* Task description: Word for word, transcribe the lines below and drop the pictures.

* Recorded data:
## begin

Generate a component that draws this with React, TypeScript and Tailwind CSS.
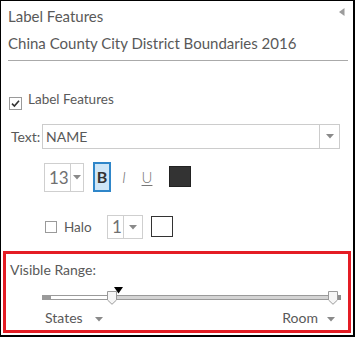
import React from 'react';

const Caret = ({ className = '' }: { className?: string }) => (
  <svg width="8" height="5" viewBox="0 0 8 5" className={className}>
    <polygon points="0,0 8,0 4,4.5" fill="#8a8a8a" />
  </svg>
);

const Checkbox = ({ checked, size = 13 }: { checked?: boolean; size?: number }) => (
  <svg width={size} height={size} viewBox={`0 0 ${size} ${size}`} className="shrink-0">
    <rect x="0.5" y="0.5" width={size - 1} height={size - 1} fill="#fff" stroke="#9a9a9a" />
    {checked && <path d="M3 6.6 L5.4 9 L10 3.8" fill="none" stroke="#333" strokeWidth="1.6" />}
  </svg>
);

const Thumb = ({ left }: { left: number }) => (
  <svg width="10" height="14" viewBox="0 0 10 14" className="absolute top-[4px]" style={{ left }}>
    <polygon points="0.5,0.5 9.5,0.5 9.5,9 5,13.3 0.5,9" fill="#f6f6f6" stroke="#9a9a9a" />
  </svg>
);

const SizeSelect = ({ value, w, left, h }: { value: string; w: number; left: number; h: number }) => (
  <div className="flex border border-[#cfcfcf] bg-white" style={{ width: w, height: h }}>
    <div className="flex items-center pl-[4px] text-[17px] text-[#707070]" style={{ width: left }}>
      {value}
    </div>
    <div className="flex flex-1 items-center justify-center border-l border-[#cfcfcf]">
      <Caret />
    </div>
  </div>
);

export default function App() {
  return (
    <div className="w-[357px] h-[338px] bg-white [font-family:Lato,'Noto_Sans',sans-serif] text-[#595959]">
      <div className="relative flex h-[337px] w-[355px] flex-col border-l border-t border-r-2 border-b-2 border-black">
        {/* collapse arrow */}
        <svg width="6" height="8" viewBox="0 0 6 8" className="absolute left-[338px] top-[7px]">
          <polygon points="5.5,0 5.5,8 0,4" fill="#9c9c9c" />
        </svg>

        <div className="ml-[7px] mt-[5px] h-[20px] text-[15px] leading-[20px]">Label Features</div>
        <div className="ml-[7px] mt-[7px] h-[20px] text-[15px] leading-[20px]">
          China County City District Boundaries 2016
        </div>
        <div className="ml-[7px] mt-[7px] h-px w-[340px] bg-[#aaa]" />

        <div className="mt-[30px] flex items-start">
          <div className="ml-[8px] mt-[6px]">
            <Checkbox checked />
          </div>
          <span className="ml-[6px] h-[16px] text-[13.5px] leading-[16px]">Label Features</span>
        </div>

        <div className="mt-[14px] flex">
          <div className="w-[41px] pl-[10px] text-[14px] leading-[25px]">Text:</div>
          <div className="flex h-[25px] w-[298px] border border-[#ccc]">
            <div className="flex-1 pl-[3px] text-[14px] leading-[23px]">NAME</div>
            <div className="flex w-[20px] items-center justify-center border-l border-[#ccc]">
              <Caret />
            </div>
          </div>
        </div>

        <div className="mt-[13px] flex items-start">
          <div className="ml-[43px] mt-[1px]">
            <SizeSelect value="13" w={40} left={25} h={29} />
          </div>
          <div className="ml-[9px] flex h-[30px] w-[18px] items-center justify-center border-2 border-[#2f86c9] bg-[#cfe6f7] text-[16px] font-bold text-[#333]">
            B
          </div>
          <div className="flex h-[30px] w-[26px] items-center justify-center text-[16px] italic font-light text-[#777]">
            I
          </div>
          <div className="flex h-[30px] w-[20px] items-center justify-center text-[15px] font-light text-[#777] underline underline-offset-2">
            U
          </div>
          <div className="ml-[12px] mt-[4px] h-[21px] w-[22px] border border-[#222] bg-[#333]" />
        </div>

        <div className="mt-[23px] flex items-start">
          <div className="ml-[44px] mt-[6px]">
            <Checkbox size={12} />
          </div>
          <span className="ml-[7px] w-[43px] text-[13.5px] leading-[24px]">Halo</span>
          <SizeSelect value="1" w={36} left={15} h={24} />
          <div className="ml-[8px] mt-[1px] h-[21px] w-[22px] border border-[#333] bg-white" />
        </div>

        <div className="ml-[2px] mt-[12px] flex h-[82px] w-[348px] flex-col border-[3px] border-[#e41c24]">
          <div className="ml-[4px] mt-[8px] h-[16px] text-[14px] leading-[16px]">Visible Range:</div>
          <div className="relative ml-[36px] mt-[9px] h-[17px] w-[299px]">
            <div className="mt-[8px] flex h-[5px]">
              <div className="w-[9px] bg-[#9a9a9a]" />
              <div className="w-[61px] border-y border-[#9a9a9a] bg-white" />
              <div className="w-[225px] border-y border-[#9a9a9a] bg-[#d4d4d4]" />
              <div className="w-[4px] bg-[#8f8f8f]" />
            </div>
            <Thumb left={65} />
            <svg width="9" height="7" viewBox="0 0 9 7" className="absolute left-[72px] top-0">
              <polygon points="0,0 9,0 4.5,6.5" fill="#000" />
            </svg>
            <Thumb left={286} />
          </div>
          <div className="ml-[39px] mr-[13px] mt-[5px] flex h-[18px] justify-between text-[14px] leading-[18px]">
            <div className="flex items-center">
              <span>States</span>
              <Caret className="ml-[12px] mt-[2px]" />
            </div>
            <div className="flex items-center">
              <span>Room</span>
              <Caret className="ml-[9px] mt-[2px]" />
            </div>
          </div>
        </div>
      </div>
    </div>
  );
}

## end

* The completed task:
Generate a component that draws this with React, TypeScript and Tailwind CSS.
import React from 'react';

const Caret = ({ className = '' }: { className?: string }) => (
  <svg width="8" height="5" viewBox="0 0 8 5" className={className}>
    <polygon points="0,0 8,0 4,4.5" fill="#8a8a8a" />
  </svg>
);

const Checkbox = ({ checked, size = 13 }: { checked?: boolean; size?: number }) => (
  <svg width={size} height={size} viewBox={`0 0 ${size} ${size}`} className="shrink-0">
    <rect x="0.5" y="0.5" width={size - 1} height={size - 1} fill="#fff" stroke="#9a9a9a" />
    {checked && <path d="M3 6.6 L5.4 9 L10 3.8" fill="none" stroke="#333" strokeWidth="1.6" />}
  </svg>
);

const Thumb = ({ left }: { left: number }) => (
  <svg width="10" height="14" viewBox="0 0 10 14" className="absolute top-[4px]" style={{ left }}>
    <polygon points="0.5,0.5 9.5,0.5 9.5,9 5,13.3 0.5,9" fill="#f6f6f6" stroke="#9a9a9a" />
  </svg>
);

const SizeSelect = ({ value, w, left, h }: { value: string; w: number; left: number; h: number }) => (
  <div className="flex border border-[#cfcfcf] bg-white" style={{ width: w, height: h }}>
    <div className="flex items-center pl-[4px] text-[17px] text-[#707070]" style={{ width: left }}>
      {value}
    </div>
    <div className="flex flex-1 items-center justify-center border-l border-[#cfcfcf]">
      <Caret />
    </div>
  </div>
);

export default function App() {
  return (
    <div className="w-[357px] h-[338px] bg-white [font-family:Lato,'Noto_Sans',sans-serif] text-[#595959]">
      <div className="relative flex h-[337px] w-[355px] flex-col border-l border-t border-r-2 border-b-2 border-black">
        {/* collapse arrow */}
        <svg width="6" height="8" viewBox="0 0 6 8" className="absolute left-[338px] top-[7px]">
          <polygon points="5.5,0 5.5,8 0,4" fill="#9c9c9c" />
        </svg>

        <div className="ml-[7px] mt-[5px] h-[20px] text-[15px] leading-[20px]">Label Features</div>
        <div className="ml-[7px] mt-[7px] h-[20px] text-[15px] leading-[20px]">
          China County City District Boundaries 2016
        </div>
        <div className="ml-[7px] mt-[7px] h-px w-[340px] bg-[#aaa]" />

        <div className="mt-[30px] flex items-start">
          <div className="ml-[8px] mt-[6px]">
            <Checkbox checked />
          </div>
          <span className="ml-[6px] h-[16px] text-[13.5px] leading-[16px]">Label Features</span>
        </div>

        <div className="mt-[14px] flex">
          <div className="w-[41px] pl-[10px] text-[14px] leading-[25px]">Text:</div>
          <div className="flex h-[25px] w-[298px] border border-[#ccc]">
            <div className="flex-1 pl-[3px] text-[14px] leading-[23px]">NAME</div>
            <div className="flex w-[20px] items-center justify-center border-l border-[#ccc]">
              <Caret />
            </div>
          </div>
        </div>

        <div className="mt-[13px] flex items-start">
          <div className="ml-[43px] mt-[1px]">
            <SizeSelect value="13" w={40} left={25} h={29} />
          </div>
          <div className="ml-[9px] flex h-[30px] w-[18px] items-center justify-center border-2 border-[#2f86c9] bg-[#cfe6f7] text-[16px] font-bold text-[#333]">
            B
          </div>
          <div className="flex h-[30px] w-[26px] items-center justify-center text-[16px] italic font-light text-[#777]">
            I
          </div>
          <div className="flex h-[30px] w-[20px] items-center justify-center text-[15px] font-light text-[#777] underline underline-offset-2">
            U
          </div>
          <div className="ml-[12px] mt-[4px] h-[21px] w-[22px] border border-[#222] bg-[#333]" />
        </div>

        <div className="mt-[23px] flex items-start">
          <div className="ml-[44px] mt-[6px]">
            <Checkbox size={12} />
          </div>
          <span className="ml-[7px] w-[43px] text-[13.5px] leading-[24px]">Halo</span>
          <SizeSelect value="1" w={36} left={15} h={24} />
          <div className="ml-[8px] mt-[1px] h-[21px] w-[22px] border border-[#333] bg-white" />
        </div>

        <div className="ml-[2px] mt-[12px] flex h-[82px] w-[348px] flex-col border-[3px] border-[#e41c24]">
          <div className="ml-[4px] mt-[8px] h-[16px] text-[14px] leading-[16px]">Visible Range:</div>
          <div className="relative ml-[36px] mt-[9px] h-[17px] w-[299px]">
            <div className="mt-[8px] flex h-[5px]">
              <div className="w-[9px] bg-[#9a9a9a]" />
              <div className="w-[61px] border-y border-[#9a9a9a] bg-white" />
              <div className="w-[225px] border-y border-[#9a9a9a] bg-[#d4d4d4]" />
              <div className="w-[4px] bg-[#8f8f8f]" />
            </div>
            <Thumb left={65} />
            <svg width="9" height="7" viewBox="0 0 9 7" className="absolute left-[72px] top-0">
              <polygon points="0,0 9,0 4.5,6.5" fill="#000" />
            </svg>
            <Thumb left={286} />
          </div>
          <div className="ml-[39px] mr-[13px] mt-[5px] flex h-[18px] justify-between text-[14px] leading-[18px]">
            <div className="flex items-center">
              <span>States</span>
              <Caret className="ml-[12px] mt-[2px]" />
            </div>
            <div className="flex items-center">
              <span>Room</span>
              <Caret className="ml-[9px] mt-[2px]" />
            </div>
          </div>
        </div>
      </div>
    </div>
  );
}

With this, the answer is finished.